Mason was re-elected governor in 1837 and advocated an ambitious plan for both internal improvements, including a canal at Sault Ste. Marie, and a progressive educational policy. All this came to naught, however, when the nation plunged into the Panic of 1837. The money to support Mason’s vision was simply unavailable. Mason kept the state afloat with a loan he personally negotiated in New York City, but in many ways the deal became his undoing, since when he arrived in Detroit with the trunkful of money lent to the state, some of it was missing. Although eventually all of the money was accounted for, his political opponents made much of the situation and Mason did not run for re-election.

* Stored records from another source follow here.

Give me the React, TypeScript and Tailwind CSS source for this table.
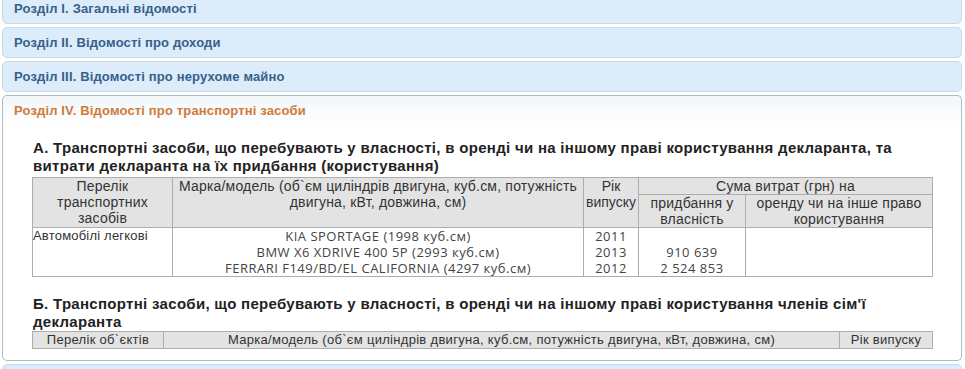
import type { ReactNode } from 'react';

const sections = [
  'Розділ I. Загальні відомості',
  'Розділ II. Відомості про доходи',
  'Розділ III. Відомості про нерухоме майно',
];

function Header({ children }: { children: ReactNode }) {
  return (
    <div className="mt-[3px] h-[31px] flex items-center pl-[11px] rounded-[5px] border border-[#c5dbec] bg-[#dcecfa] text-[13px] font-bold tracking-[0.15px] text-[#36618a]">
      {children}
    </div>
  );
}

const th = 'border border-[#adadad] bg-[#e3e3e3] font-normal text-[#333] text-center align-top px-[1px] leading-[16px]';
const td = 'border border-[#adadad] align-top leading-[16px]';
const data = "text-center text-[13px] tracking-[0.5px] text-[#444] font-['Open_Sans',sans-serif] font-normal";

export default function App() {
  return (
    <div className="bg-white min-h-[369px] -mt-[10px] pl-[2px] pr-[3px] font-['Liberation_Sans',Arial,sans-serif] overflow-hidden">
      {sections.map((s) => (
        <Header key={s}>{s}</Header>
      ))}

      <div className="mt-[3px] h-[31px] flex items-center pl-[11px] rounded-t-[5px] border border-b-0 border-[#a9bec6] bg-gradient-to-b from-[#f2f7fa] to-white text-[13px] font-bold tracking-[0.15px] text-[#d07a3a]">
        Розділ IV. Відомості про транспортні засоби
      </div>
      <div className="border border-t-0 border-[#a9bec6] rounded-b-[5px] bg-white pt-[13px] pb-[11px] pl-[29px] pr-[28px]">
        <h3 className="text-[15px] font-bold leading-[18px] text-[#222] tracking-[0.3px] mb-[2px] pl-[1px]">
          А. Транспортні засоби, що перебувають у власності, в оренді чи на іншому праві користування декларанта, та витрати декларанта на їх придбання (користування)
        </h3>
        <table className="w-[900px] border-collapse text-[14px] tracking-[0.2px] table-fixed">
          <colgroup>
            <col className="w-[140px]" />
            <col className="w-[411px]" />
            <col className="w-[55px]" />
            <col className="w-[107px]" />
            <col className="w-[187px]" />
          </colgroup>
          <thead>
            <tr>
              <th rowSpan={2} className={th}>Перелік транспортних засобів</th>
              <th rowSpan={2} className={th}>Марка/модель (об`єм циліндрів двигуна, куб.см, потужність двигуна, кВт, довжина, см)</th>
              <th rowSpan={2} className={`${th} tracking-normal`}>Рік випуску</th>
              <th colSpan={2} className={th}>Сума витрат (грн) на</th>
            </tr>
            <tr>
              <th className={th}>придбання у власність</th>
              <th className={th}>оренду чи на інше право користування</th>
            </tr>
          </thead>
          <tbody>
            <tr>
              <td className={`${td} text-left text-[13px] text-[#333]`}>Автомобілі легкові</td>
              <td className={`${td} ${data}`}>
                KIA SPORTAGE (1998 куб.см)
                <br />
                BMW X6 XDRIVE 400 5P (2993 куб.см)
                <br />
                FERRARI F149/BD/EL CALIFORNIA (4297 куб.см)
              </td>
              <td className={`${td} ${data}`}>
                2011
                <br />
                2013
                <br />
                2012
              </td>
              <td className={`${td} ${data}`}>
                <br />
                910 639
                <br />
                2 524 853
              </td>
              <td className={td}></td>
            </tr>
          </tbody>
        </table>

        <h3 className="mt-[18px] text-[15px] font-bold leading-[18px] text-[#222] tracking-[0.3px] pl-[1px]">
          Б. Транспортні засоби, що перебувають у власності, в оренді чи на іншому праві користування членів сім'ї декларанта
        </h3>
        <table className="w-[900px] border-collapse text-[13px] tracking-[0.3px] table-fixed">
          <colgroup>
            <col className="w-[131px]" />
            <col className="w-[676px]" />
            <col className="w-[93px]" />
          </colgroup>
          <thead>
            <tr>
              <th className={th}>Перелік об`єктів</th>
              <th className={th}>Марка/модель (об`єм циліндрів двигуна, куб.см, потужність двигуна, кВт, довжина, см)</th>
              <th className={th}>Рік випуску</th>
            </tr>
          </thead>
        </table>
      </div>

      <div className="mt-[3px] h-[31px] rounded-[5px] border border-[#c5dbec] bg-[#dcecfa]" />
    </div>
  );
}
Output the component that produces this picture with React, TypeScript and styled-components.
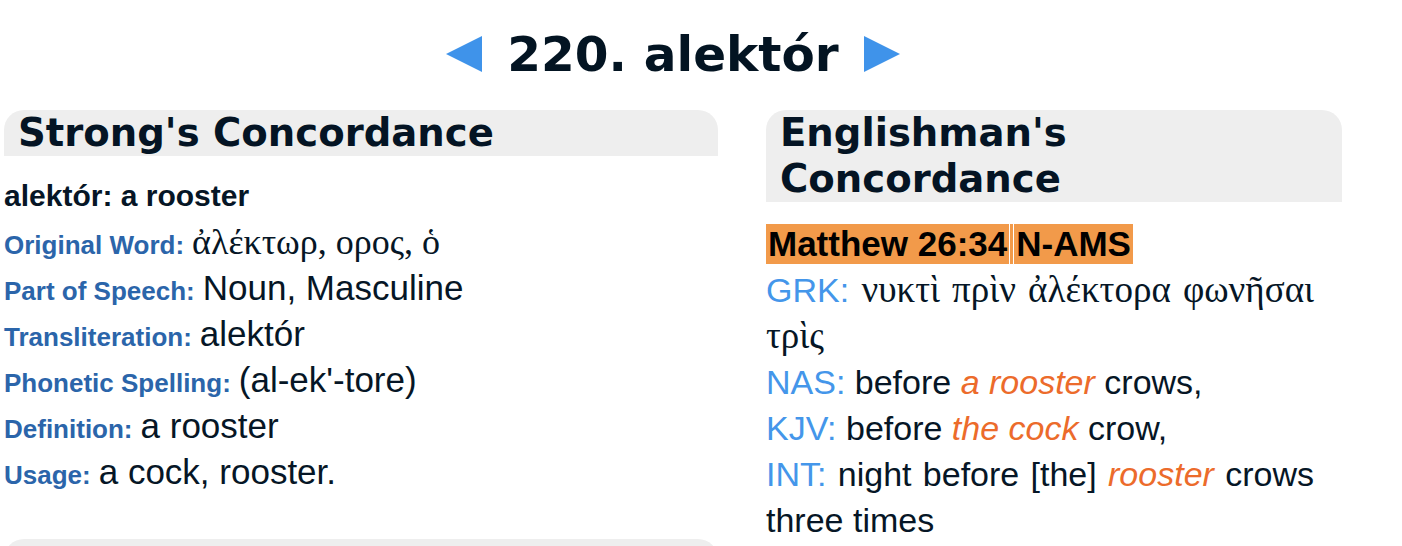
import React from "react";
import styled, { createGlobalStyle } from "styled-components";

const GlobalStyle = createGlobalStyle`
  html, body {
    margin: 0;
    padding: 0;
    background: #ffffff;
  }
  body {
    font-family: "Liberation Sans", Arial, sans-serif;
    color: #061626;
  }
`;

const Page = styled.div`
  width: 1338px;
  padding-left: 4px;
`;

const Title = styled.h1`
  display: flex;
  justify-content: center;
  align-items: center;
  gap: 25px;
  margin: 26px 0 28px;
  font-family: "DejaVu Sans", Verdana, sans-serif;
  font-weight: bold;
  font-size: 48.5px;
  line-height: 56px;
  color: #031422;
`;

const Arrow = styled.svg`
  width: 36px;
  height: 36px;
  display: block;
  flex: none;
`;

const Columns = styled.div`
  display: flex;
  align-items: flex-start;
  gap: 48px;
`;

const Column = styled.div<{ $w: number }>`
  width: ${(p) => p.$w}px;
  flex: none;
`;

const SectionHeader = styled.h2`
  margin: 0;
  background: #eeeeee;
  border-radius: 20px 20px 0 0;
  padding: 0 14px;
  font-family: "DejaVu Sans", Verdana, sans-serif;
  font-weight: bold;
  font-size: 38.6px;
  line-height: 46px;
  color: #041424;
`;

const NextHeader = styled.div`
  margin-top: 44px;
  height: 46px;
  background: #eeeeee;
  border-radius: 20px 20px 0 0;
`;

const LeftBody = styled.div`
  padding-top: 17px;
`;

const Headword = styled.div`
  font-weight: bold;
  font-size: 30px;
  line-height: 46px;
  color: #061626;
`;

const Row = styled.div`
  display: flex;
  align-items: baseline;
  gap: 8px;
  height: 46px;
  white-space: nowrap;
`;

const Label = styled.span`
  font-weight: bold;
  font-size: 26px;
  line-height: 46px;
  color: #2b65aa;
`;

const Value = styled.span`
  font-size: 35px;
  line-height: 46px;
  color: #061626;
`;

const GreekValue = styled.span`
  font-family: "Liberation Serif", "DejaVu Serif", serif;
  font-size: 36px;
  line-height: 46px;
  color: #061626;
`;

const RightBody = styled.div`
  padding-top: 19px;
  width: 548px;
`;

const RefRow = styled.div`
  display: inline-flex;
  gap: 3px;
  background: #f29a4a;
  margin: 3px 0;
`;

const RefCell = styled.span<{ $side: "left" | "right" }>`
  font-weight: bold;
  font-size: 35px;
  line-height: 40px;
  color: #000000;
  padding: 0 2px;
  ${(p) =>
    p.$side === "left"
      ? "border-right: 1px solid #ffffff;"
      : "border-left: 1px solid #ffffff;"}
`;

const Verse = styled.div`
  font-size: 34px;
  line-height: 46px;
  text-align: justify;
  color: #061626;
`;

const VersionLabel = styled.span`
  color: #4496ea;
`;

const GreekText = styled.span`
  font-family: "Liberation Serif", "DejaVu Serif", serif;
  font-size: 37px;
  line-height: 46px;
`;

const Highlight = styled.em`
  color: #ec6b2b;
  font-style: italic;
`;

const LeftArrow = () => (
  <Arrow viewBox="0 0 36 36">
    <polygon points="0,18 36,0 36,36" fill="#3f93ea" />
  </Arrow>
);

const RightArrow = () => (
  <Arrow viewBox="0 0 36 36">
    <polygon points="36,18 0,0 0,36" fill="#3f93ea" />
  </Arrow>
);

const rows: { label: string; value: string; greek?: boolean }[] = [
  { label: "Original Word:", value: "ἀλέκτωρ, ορος, ὁ", greek: true },
  { label: "Part of Speech:", value: "Noun, Masculine" },
  { label: "Transliteration:", value: "alektór" },
  { label: "Phonetic Spelling:", value: "(al-ek'-tore)" },
  { label: "Definition:", value: "a rooster" },
  { label: "Usage:", value: "a cock, rooster." },
];

export default function App() {
  return (
    <>
      <GlobalStyle />
      <Page>
        <Title>
          <LeftArrow />
          <span>220. alektór</span>
          <RightArrow />
        </Title>
        <Columns>
          <Column $w={714}>
            <SectionHeader>Strong's Concordance</SectionHeader>
            <LeftBody>
              <Headword>alektór: a rooster</Headword>
              {rows.map((r) => (
                <Row key={r.label}>
                  <Label>{r.label}</Label>
                  {r.greek ? (
                    <GreekValue>{r.value}</GreekValue>
                  ) : (
                    <Value>{r.value}</Value>
                  )}
                </Row>
              ))}
            </LeftBody>
            <NextHeader />
          </Column>
          <Column $w={576}>
            <SectionHeader>Englishman's Concordance</SectionHeader>
            <RightBody>
              <RefRow>
                <RefCell $side="left">Matthew 26:34</RefCell>
                <RefCell $side="right">N-AMS</RefCell>
              </RefRow>
              <Verse>
                <VersionLabel>GRK:</VersionLabel>{" "}
                <GreekText>νυκτὶ πρὶν ἀλέκτορα φωνῆσαι τρὶς</GreekText>
              </Verse>
              <Verse>
                <VersionLabel>NAS:</VersionLabel> before{" "}
                <Highlight>a rooster</Highlight> crows,
              </Verse>
              <Verse>
                <VersionLabel>KJV:</VersionLabel> before{" "}
                <Highlight>the cock</Highlight> crow,
              </Verse>
              <Verse>
                <VersionLabel>INT:</VersionLabel> night before [the]{" "}
                <Highlight>rooster</Highlight> crows three times
              </Verse>
            </RightBody>
          </Column>
        </Columns>
      </Page>
    </>
  );
}
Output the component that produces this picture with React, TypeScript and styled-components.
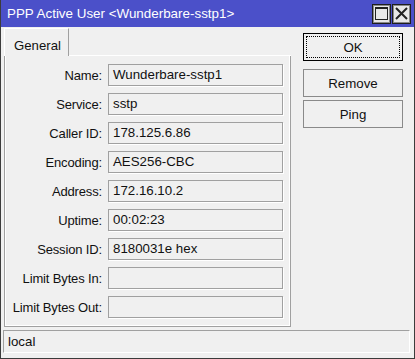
import React from 'react'
import styled, { createGlobalStyle } from 'styled-components'

const GlobalStyle = createGlobalStyle`
	html, body {
		margin: 0;
		padding: 0;
		background: #f0f0f0;
	}
	body {
		font-family: "Liberation Sans", Arial, sans-serif;
		font-size: 13px;
		color: #111111;
	}
`

const fields: { label: string; value: string }[] = [
	{ label: 'Name:', value: 'Wunderbare-sstp1' },
	{ label: 'Service:', value: 'sstp' },
	{ label: 'Caller ID:', value: '178.125.6.86' },
	{ label: 'Encoding:', value: 'AES256-CBC' },
	{ label: 'Address:', value: '172.16.10.2' },
	{ label: 'Uptime:', value: '00:02:23' },
	{ label: 'Session ID:', value: '8180031e hex' },
	{ label: 'Limit Bytes In:', value: '' },
	{ label: 'Limit Bytes Out:', value: '' },
]

function App() {
	return (
		<>
			<GlobalStyle />
			<Window>
				<TitleBar>
					<Title>PPP Active User &lt;Wunderbare-sstp1&gt;</Title>
					<TitleButtons>
						<TitleButton aria-label="maximize">
							<svg width="13" height="13" viewBox="0 0 13 13">
								<rect x="0.5" y="0.5" width="12" height="12" fill="none" stroke="#222" strokeWidth="1" />
								<line x1="0" y1="1.5" x2="13" y2="1.5" stroke="#222" strokeWidth="1" />
							</svg>
						</TitleButton>
						<TitleButton aria-label="close">
							<svg width="13" height="13" viewBox="0 0 13 13">
								<path d="M1 1 L12 12 M12 1 L1 12" stroke="#222" strokeWidth="2" />
							</svg>
						</TitleButton>
					</TitleButtons>
				</TitleBar>

				<Body>
					<TabArea>
						<TabStrip>
							<Tab>General</Tab>
							<TabFiller />
						</TabStrip>
						<Panel>
							{fields.map(f => (
								<FieldRow key={f.label}>
									<Label>{f.label}</Label>
									<Field>{f.value}</Field>
								</FieldRow>
							))}
						</Panel>
					</TabArea>

					<ButtonColumn>
						<Button $focused>OK</Button>
						<Button $spaced>Remove</Button>
						<Button>Ping</Button>
					</ButtonColumn>
				</Body>

				<StatusBar>local</StatusBar>
			</Window>
		</>
	)
}

export default App

//#region styles
const Window = styled.div`
	display: flex;
	flex-direction: column;
	box-sizing: border-box;
	width: 415px;
	height: 359px;
	border-left: 1px solid #3c3c3c;
	border-right: 1px solid #3c3c3c;
	border-bottom: 1px solid #3c3c3c;
	background: #f0f0f0;
	overflow: hidden;
`

const TitleBar = styled.div`
	display: flex;
	align-items: center;
	justify-content: space-between;
	height: 27px;
	margin: 0 -1px;
	padding: 0 4px 0 7px;
	background: #4b50c9;
	color: #ffffff;
	flex-shrink: 0;
`

const Title = styled.span`
	font-size: 13.4px;
	white-space: nowrap;
`

const TitleButtons = styled.div`
	display: flex;
	gap: 1px;
`

const TitleButton = styled.div`
	display: flex;
	align-items: center;
	justify-content: center;
	box-sizing: border-box;
	width: 19px;
	height: 20px;
	border: 1px solid #1e1e1e;
	box-shadow: inset 1px 1px 0 #8a8a8a, inset -1px -1px 0 #8a8a8a;
	background: #e8e8e8;
`

const Body = styled.div`
	display: flex;
	flex: 1;
	padding: 1px 0 0 3px;
`

const TabArea = styled.div`
	display: flex;
	flex-direction: column;
	width: 287px;
`

const TabStrip = styled.div`
	display: flex;
	height: 28px;
`

const Tab = styled.div`
	box-sizing: border-box;
	width: 65px;
	padding: 9px 0 0 9px;
	border-left: 1px solid #ffffff;
	border-top: 1px solid #ffffff;
	border-right: 1px solid #a0a0a0;
	font-size: 13.2px;
`

const TabFiller = styled.div`
	flex: 1;
	border-bottom: 1px solid #ffffff;
`

const Panel = styled.div`
	display: flex;
	flex-direction: column;
	gap: 7px;
	box-sizing: border-box;
	height: 271px;
	padding: 8px 0 0 0;
	border-left: 1px solid #a0a0a0;
	border-right: 1px solid #a0a0a0;
	border-bottom: 1px solid #a0a0a0;
	box-shadow: inset 1px 0 0 #ffffff, inset -1px 0 0 #ffffff, inset 0 -1px 0 #ffffff;
`

const FieldRow = styled.div`
	display: grid;
	grid-template-columns: 97px 175px;
	column-gap: 6px;
	align-items: center;
	height: 22px;
`

const Label = styled.span`
	text-align: right;
	white-space: nowrap;
	letter-spacing: -0.15px;
`

const Field = styled.div`
	box-sizing: border-box;
	height: 22px;
	padding: 0 0 0 4px;
	line-height: 20px;
	font-size: 13.3px;
	border: 1px solid #a0a0a0;
	box-shadow: 1px 1px 0 #ffffff;
	white-space: nowrap;
`

const ButtonColumn = styled.div`
	display: flex;
	flex-direction: column;
	gap: 3px;
	padding: 5px 0 0 12px;
`

const Button = styled.div<{ $focused?: boolean; $spaced?: boolean }>`
	position: relative;
	display: flex;
	align-items: center;
	justify-content: center;
	box-sizing: border-box;
	width: 100px;
	height: 28px;
	margin-top: ${p => (p.$spaced ? '5px' : '0')};
	border: 1px solid ${p => (p.$focused ? '#000000' : '#8a8a8a')};
	background: #f0f0f0;
	font-size: 13.3px;

	&::after {
		content: "";
		display: ${p => (p.$focused ? 'block' : 'none')};
		position: absolute;
		inset: 2px;
		border: 1px dotted #000000;
	}
`

const StatusBar = styled.div`
	display: flex;
	align-items: center;
	box-sizing: border-box;
	height: 23px;
	margin: 0 4px 5px 2px;
	padding-left: 4px;
	border-top: 1px solid #a0a0a0;
	border-left: 1px solid #a0a0a0;
	border-bottom: 1px solid #ffffff;
	border-right: 1px solid #ffffff;
	font-size: 13.3px;
`
//#endregion
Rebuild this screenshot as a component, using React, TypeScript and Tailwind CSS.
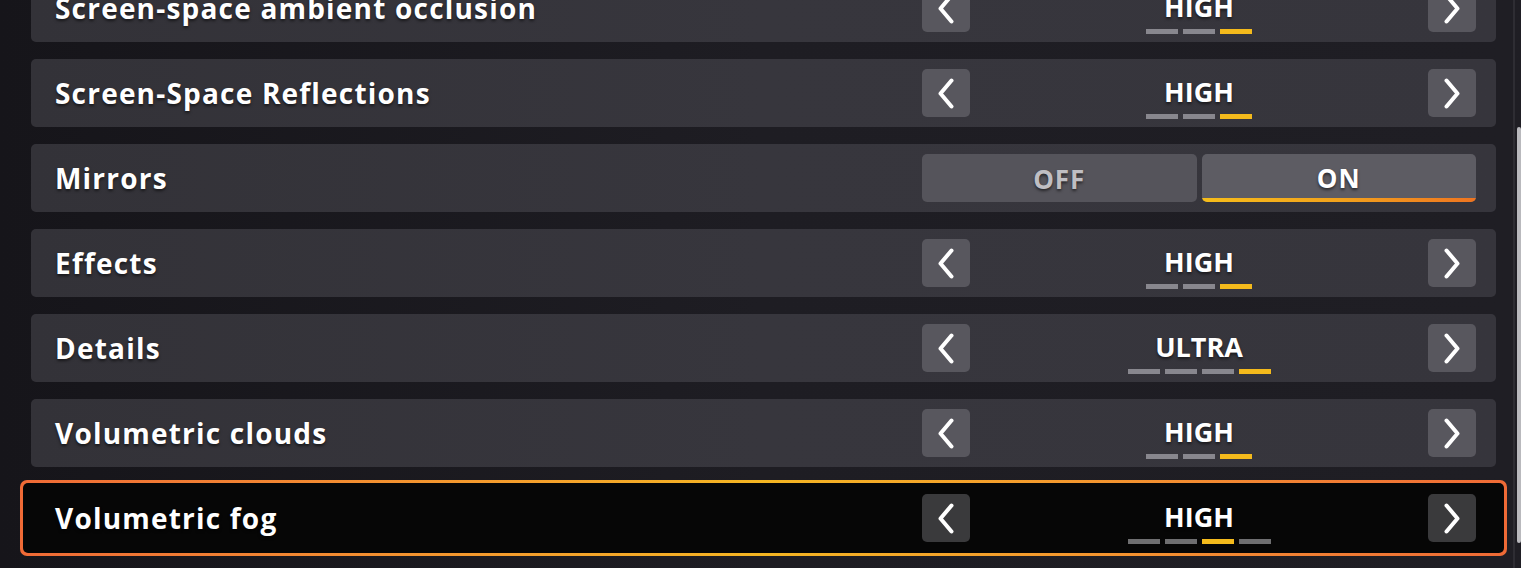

The talented young man and his new bride, whom he had met in New York City while negotiating a loan on the state's behalf, resided in Detroit until 1841, when they moved to New York City. There, in January 1843, he died of pneumonia.
In a footnote, Don Faber told the strange tale of Mason’s mortal remains. Mason was originally buried in New York. However in 1905, amid much pomp and ceremony, his remains were returned to Michigan and interred in Detroit’s Capitol Park, a small strip of green in downtown Detroit that commemorates the location of the state’s first capitol building. In 1955 a decision to build a bus terminal in the park led to another relocation of the Governor’s remains. A second exhumation and reburial took place, again in Capitol Park. In 2010, new construction in the park led to a third exhumation and relocation of the by now well- traveled body. The 2010 project led to newspaper headlines when construction workers failed to find Mason’s body where it was thought to lie. Four days of digging eventually relocated the slightly misplaced former governor. Today, his remains are located above ground, in the pedestal of a statue erected in his memory that stands in Capitol Park.
Don Faber’s presentation offered insight into early Michigan history, a fascinating life, and the not particularly eternal rest granted to Stevens T. Mason.